In the process of running the data pipeline, the staging tasks may raise stl load errors. The DAG handles these errors by transfering error rows to separate error table for each staging table that raises stl load errors. The staging tasks will still continue to load non-error rows to the designated tables, although the downstream staging_success_check tasks will fail to prevent the fact tables to be created with data integrity issues. 

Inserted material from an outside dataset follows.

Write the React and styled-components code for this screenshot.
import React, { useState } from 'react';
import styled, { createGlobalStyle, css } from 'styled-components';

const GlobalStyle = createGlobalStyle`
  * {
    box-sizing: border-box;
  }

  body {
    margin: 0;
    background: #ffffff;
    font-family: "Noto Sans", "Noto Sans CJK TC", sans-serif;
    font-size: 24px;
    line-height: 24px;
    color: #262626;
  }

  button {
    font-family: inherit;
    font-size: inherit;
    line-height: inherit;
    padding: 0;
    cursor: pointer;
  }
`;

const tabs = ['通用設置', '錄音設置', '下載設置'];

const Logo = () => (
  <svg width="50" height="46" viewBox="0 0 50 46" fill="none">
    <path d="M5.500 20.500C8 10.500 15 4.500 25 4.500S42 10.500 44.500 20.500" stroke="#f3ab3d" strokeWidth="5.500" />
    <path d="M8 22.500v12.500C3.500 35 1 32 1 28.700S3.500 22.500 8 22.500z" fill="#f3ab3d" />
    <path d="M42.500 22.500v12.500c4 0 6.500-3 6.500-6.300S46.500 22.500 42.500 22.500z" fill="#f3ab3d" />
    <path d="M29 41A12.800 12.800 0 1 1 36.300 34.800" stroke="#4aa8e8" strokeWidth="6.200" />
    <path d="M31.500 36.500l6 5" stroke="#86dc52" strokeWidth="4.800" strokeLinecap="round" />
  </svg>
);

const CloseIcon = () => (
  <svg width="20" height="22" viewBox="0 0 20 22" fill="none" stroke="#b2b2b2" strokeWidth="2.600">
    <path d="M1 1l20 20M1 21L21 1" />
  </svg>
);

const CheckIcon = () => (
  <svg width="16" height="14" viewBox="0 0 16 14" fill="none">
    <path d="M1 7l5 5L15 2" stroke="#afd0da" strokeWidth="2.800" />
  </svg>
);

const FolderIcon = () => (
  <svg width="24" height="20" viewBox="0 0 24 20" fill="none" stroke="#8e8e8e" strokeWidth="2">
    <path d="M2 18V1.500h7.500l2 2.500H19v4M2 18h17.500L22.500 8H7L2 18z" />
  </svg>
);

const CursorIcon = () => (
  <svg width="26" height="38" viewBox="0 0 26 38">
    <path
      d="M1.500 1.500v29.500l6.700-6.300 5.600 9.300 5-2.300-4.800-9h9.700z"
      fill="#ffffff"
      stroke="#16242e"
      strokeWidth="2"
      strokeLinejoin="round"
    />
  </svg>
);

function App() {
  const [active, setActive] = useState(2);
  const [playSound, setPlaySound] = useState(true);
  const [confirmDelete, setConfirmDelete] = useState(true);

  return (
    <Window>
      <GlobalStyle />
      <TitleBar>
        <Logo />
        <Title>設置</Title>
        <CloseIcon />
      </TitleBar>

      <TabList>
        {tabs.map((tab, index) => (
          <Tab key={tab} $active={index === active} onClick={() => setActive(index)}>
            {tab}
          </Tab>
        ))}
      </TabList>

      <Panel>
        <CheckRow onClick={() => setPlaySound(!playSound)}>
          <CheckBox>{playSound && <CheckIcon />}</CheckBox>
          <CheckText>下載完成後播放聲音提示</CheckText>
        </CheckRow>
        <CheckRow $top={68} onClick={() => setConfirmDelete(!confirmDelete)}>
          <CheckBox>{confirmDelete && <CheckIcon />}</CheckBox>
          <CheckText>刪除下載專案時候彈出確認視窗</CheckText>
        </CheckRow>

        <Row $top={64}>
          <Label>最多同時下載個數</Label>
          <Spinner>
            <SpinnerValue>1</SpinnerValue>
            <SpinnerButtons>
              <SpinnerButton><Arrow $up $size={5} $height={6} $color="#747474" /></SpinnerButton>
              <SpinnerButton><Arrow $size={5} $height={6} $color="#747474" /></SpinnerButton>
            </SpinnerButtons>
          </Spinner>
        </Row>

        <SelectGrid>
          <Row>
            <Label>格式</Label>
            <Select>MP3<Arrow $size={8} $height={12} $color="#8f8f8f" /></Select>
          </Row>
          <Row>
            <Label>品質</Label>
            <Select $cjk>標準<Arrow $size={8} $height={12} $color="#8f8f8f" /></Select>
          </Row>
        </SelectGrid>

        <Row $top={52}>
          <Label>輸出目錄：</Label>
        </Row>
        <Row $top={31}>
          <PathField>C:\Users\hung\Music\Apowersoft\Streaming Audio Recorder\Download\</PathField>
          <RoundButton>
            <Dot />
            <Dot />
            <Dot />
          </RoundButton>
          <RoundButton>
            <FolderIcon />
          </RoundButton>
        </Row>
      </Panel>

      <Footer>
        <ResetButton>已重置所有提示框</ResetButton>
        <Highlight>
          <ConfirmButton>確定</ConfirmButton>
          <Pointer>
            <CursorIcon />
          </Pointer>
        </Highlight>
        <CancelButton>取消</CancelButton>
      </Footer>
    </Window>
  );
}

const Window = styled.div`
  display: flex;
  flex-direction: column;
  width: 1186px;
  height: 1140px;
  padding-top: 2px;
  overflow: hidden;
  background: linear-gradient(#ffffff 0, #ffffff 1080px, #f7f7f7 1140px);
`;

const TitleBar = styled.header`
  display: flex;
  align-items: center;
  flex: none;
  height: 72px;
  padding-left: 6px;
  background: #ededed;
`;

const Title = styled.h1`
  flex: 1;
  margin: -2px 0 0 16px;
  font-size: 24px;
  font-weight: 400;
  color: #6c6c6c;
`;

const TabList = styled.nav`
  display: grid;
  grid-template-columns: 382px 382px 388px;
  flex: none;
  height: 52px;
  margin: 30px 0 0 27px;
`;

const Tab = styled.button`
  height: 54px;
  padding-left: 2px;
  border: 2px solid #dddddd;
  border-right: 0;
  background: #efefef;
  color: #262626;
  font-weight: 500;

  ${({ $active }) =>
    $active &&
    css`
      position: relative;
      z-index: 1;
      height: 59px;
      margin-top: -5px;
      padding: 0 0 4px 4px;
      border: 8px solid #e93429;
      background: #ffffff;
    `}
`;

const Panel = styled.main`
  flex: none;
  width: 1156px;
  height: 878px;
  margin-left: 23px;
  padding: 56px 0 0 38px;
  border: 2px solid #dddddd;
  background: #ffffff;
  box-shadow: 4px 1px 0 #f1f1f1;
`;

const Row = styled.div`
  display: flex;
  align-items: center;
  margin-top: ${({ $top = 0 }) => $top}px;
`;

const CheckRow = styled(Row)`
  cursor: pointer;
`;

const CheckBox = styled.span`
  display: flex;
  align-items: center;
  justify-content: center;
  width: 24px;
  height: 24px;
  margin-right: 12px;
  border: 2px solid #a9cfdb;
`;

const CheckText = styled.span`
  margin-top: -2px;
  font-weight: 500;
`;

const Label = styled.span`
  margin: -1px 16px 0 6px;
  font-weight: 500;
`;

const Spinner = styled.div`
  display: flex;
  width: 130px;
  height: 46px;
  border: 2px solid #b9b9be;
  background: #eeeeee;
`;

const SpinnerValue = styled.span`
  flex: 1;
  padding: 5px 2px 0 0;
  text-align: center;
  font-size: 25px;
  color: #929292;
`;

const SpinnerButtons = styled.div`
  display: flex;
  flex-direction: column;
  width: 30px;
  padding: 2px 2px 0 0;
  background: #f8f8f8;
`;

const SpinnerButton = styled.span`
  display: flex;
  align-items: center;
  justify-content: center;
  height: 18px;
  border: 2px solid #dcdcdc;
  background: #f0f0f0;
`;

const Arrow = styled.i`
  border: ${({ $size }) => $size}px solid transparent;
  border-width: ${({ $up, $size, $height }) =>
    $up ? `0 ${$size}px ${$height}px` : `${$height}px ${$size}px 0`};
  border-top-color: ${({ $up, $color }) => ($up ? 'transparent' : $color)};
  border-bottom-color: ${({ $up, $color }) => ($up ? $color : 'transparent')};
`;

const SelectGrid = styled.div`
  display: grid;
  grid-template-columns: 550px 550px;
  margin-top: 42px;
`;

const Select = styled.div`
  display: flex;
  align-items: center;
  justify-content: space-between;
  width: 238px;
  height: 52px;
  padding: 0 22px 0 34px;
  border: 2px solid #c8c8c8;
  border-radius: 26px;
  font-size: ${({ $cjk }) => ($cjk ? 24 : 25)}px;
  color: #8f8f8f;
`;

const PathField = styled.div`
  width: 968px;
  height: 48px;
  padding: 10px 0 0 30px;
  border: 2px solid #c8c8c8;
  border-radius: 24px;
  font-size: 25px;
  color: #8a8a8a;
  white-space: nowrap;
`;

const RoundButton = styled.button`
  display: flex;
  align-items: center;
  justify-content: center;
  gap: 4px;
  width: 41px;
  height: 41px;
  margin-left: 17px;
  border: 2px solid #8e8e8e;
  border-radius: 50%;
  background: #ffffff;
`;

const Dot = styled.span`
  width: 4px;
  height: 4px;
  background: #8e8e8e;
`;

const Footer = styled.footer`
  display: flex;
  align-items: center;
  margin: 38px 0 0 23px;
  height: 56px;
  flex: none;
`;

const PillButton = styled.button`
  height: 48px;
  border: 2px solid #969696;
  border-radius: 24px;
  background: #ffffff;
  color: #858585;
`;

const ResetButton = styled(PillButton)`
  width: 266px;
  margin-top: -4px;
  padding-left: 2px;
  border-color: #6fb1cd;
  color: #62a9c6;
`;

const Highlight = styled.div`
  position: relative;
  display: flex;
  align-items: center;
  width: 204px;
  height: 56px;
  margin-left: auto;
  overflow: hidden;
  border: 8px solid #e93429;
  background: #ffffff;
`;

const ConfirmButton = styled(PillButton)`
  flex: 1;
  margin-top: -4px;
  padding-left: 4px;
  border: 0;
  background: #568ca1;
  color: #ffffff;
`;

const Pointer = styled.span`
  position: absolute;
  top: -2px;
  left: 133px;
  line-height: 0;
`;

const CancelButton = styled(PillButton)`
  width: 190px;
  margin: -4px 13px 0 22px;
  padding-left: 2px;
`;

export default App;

Use the template code below to: fix any stl errors within the error tables, insert the fixed error tables into the related staging tables, and lastly drop the error table from the redshift data warehouse. After the error table is dropped, head back to the Airflow UI and re-run the staging_success_check task associated with the fixed error table. Re-running the staging_success_check will label the task as success to allow the downstream fact table tasks to be executed. After re-running the staging_success_check task, if the task is still labeled as failed, use the cells below to make sure the error table is dropped from Redshift.

In [None]:
%sql SELECT * FROM stl_load_errors LIMIT 5

In [None]:
# use for debugging error table
%sql SELECT * FROM data_science_video_log_errors LIMIT 5

In [None]:
error_table = 'data_science_video_log_errors'
table = 'data_science_video_log'

update_sql = f"""UPDATE {error_table}
SET 
"""

insert_sql = f"""
INSERT INTO 
    {table}
SELECT 
/*  cast error columns to staging table data type */
FROM 
    {error_table}
"""

drop_sql = f"DROP TABLE {error_table}"

In [None]:
print(f'Fixing rows within {error_table}')
%sql $update_sql

In [None]:
print(f'Inserting fixed rows into {table}')
%sql $insert_sql


In [None]:
print(f'Dropping {error_table}')
%sql $drop_sql

# Table Samples

## Dimension Tables

In [None]:
%sql SELECT * FROM projects_dim LIMIT 10

In [None]:
%sql SELECT * FROM users_dim LIMIT 10

In [None]:
%sql SELECT * FROM videos_dim LIMIT 10

# Staging Tables

In [None]:
%sql SELECT * FROM data_science_project_feedback WHERE EXTRACT(MONTH FROM submit_date) = 2 LIMIT 10

In [None]:
%sql SELECT * FROM data_science_section_feedback LIMIT 10

In [None]:
%sql SELECT * FROM data_science_video_log LIMIT 10

In [None]:
%sql SELECT * FROM data_science_mentor_activity LIMIT 10

## Fact Tables

In [None]:
%sql SELECT * FROM data_science_highest_prompt_score LIMIT 10

In [None]:
%sql SELECT * FROM data_science_highest_answer_score LIMIT 10

In [None]:
%sql SELECT * FROM data_science_avg_video_views_per_user LIMIT 10

In [None]:
%sql select * FROM data_science_avg_video_view_range LIMIT 10

# Delete or Pause Resources

For PostgreSQL connection, shut down server throught PostgreSQL app or psql terminal.

In [None]:
# pause cluster
try:
    pause_cluster = redshift.pause_cluster(ClusterIdentifier=DWH_CLUSTER_IDENTIFIER)
except Exception as e:
    print(e)

In [None]:
#delete cluster
# response = redshift.delete_cluster(ClusterIdentifier=DWH_CLUSTER_IDENTIFIER, SkipFinalClusterSnapshot=True)

In [None]:
myClusterProps = redshift.describe_clusters(ClusterIdentifier=DWH_CLUSTER_IDENTIFIER)['Clusters'][0]
prettyRedshiftProps(myClusterProps)[prettyRedshiftProps(myClusterProps)['Key'] == 'ClusterStatus']['Value']

In [None]:
# delete IAM role
iam.detach_role_policy(RoleName=DWH_IAM_ROLE_NAME, PolicyArn="arn:aws:iam::aws:policy/AmazonS3ReadOnlyAccess")
iam.delete_role(RoleName=DWH_IAM_ROLE_NAME)